Los Angeles City Beat publishes an article online (The Dirt on Our Dirt: Roll up, roll up for the military toxicity tour by Michael Collins) which repeats some of the more salacious tales of John Whiteside Parsons:
A new tour, begun this summer, takes the curious to places far hotter and more significant: the Military Tour of Southern California, sponsored by the L.A. chapter of Physicians for Social Responsibility (PSR). It’s a chance for locals to get in touch with the amazing amount of military toxins in our environment, by boarding a bus to military-related sites that ooze that Outer Limits Cold War essence…
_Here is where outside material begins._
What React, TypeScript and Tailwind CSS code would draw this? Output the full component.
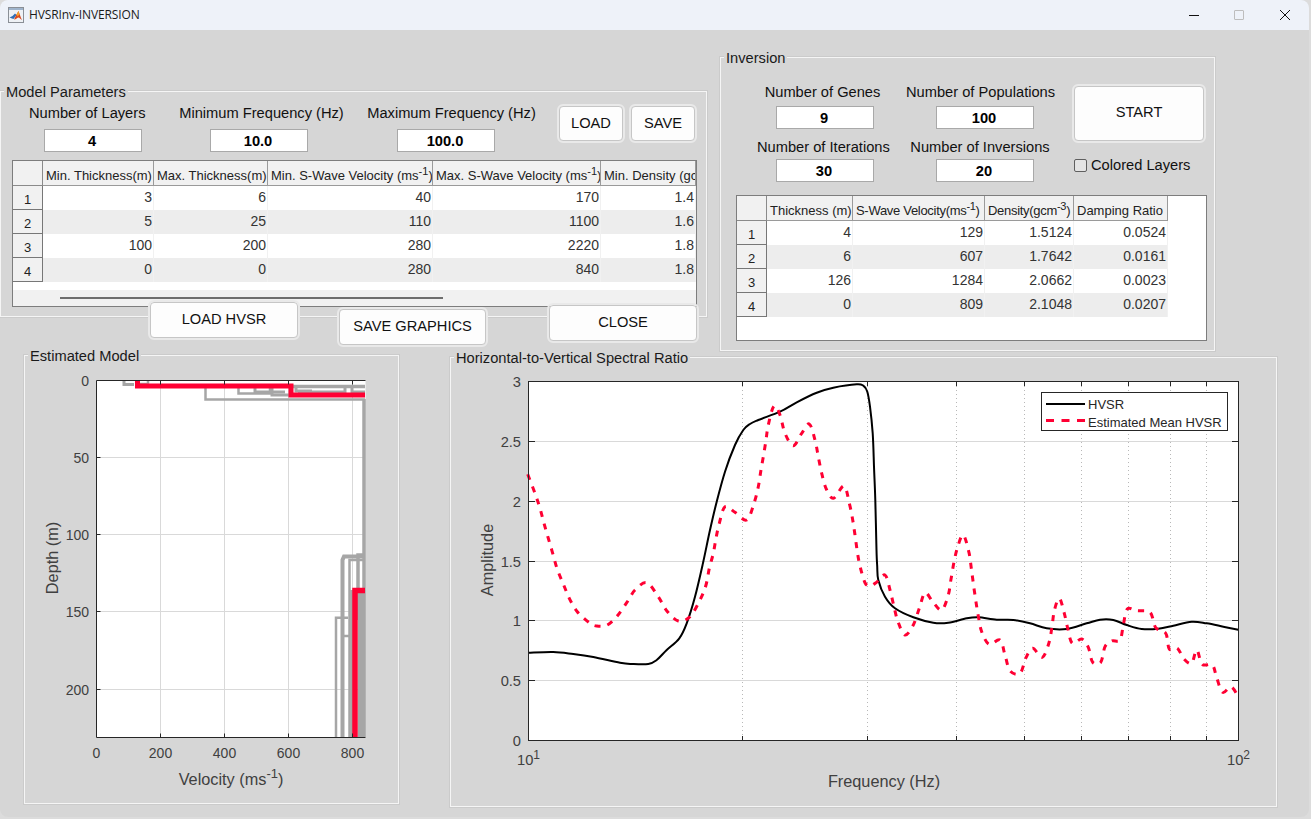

Ammonium perchlorate’s use as a rocket-fuel booster has its origins at JPL, which is now known primarily for its NASA space work. A young scientist named Jack Parsons developed this exotic fuel in the Arroyo Seco and led a short life just as explosive. Parsons dabbled in the occult as a follower of Aleister Crowley, held sex- and drug-drenched orgies at his Pasadena mansion, and lost his wife and money to a pre-Scientology L. Ron Hubbard. At the young age of 37, Parsons blew himself to pieces in his kitchen during an experiment with fulminate of mercury, a gray crystalline powder that, when dry, explodes under percussion or heat and is used in detonators. According to various reports, an “odd, bizarre, fairly big box decorated with snakes and dragons” was found in a trailer at the Parsons’s residence after the blast. In it were home films of Parsons and his mother having sex, not only with each other, but also with the mother’s “big dog.” Ruth Parsons committed suicide after hearing of her son’s death.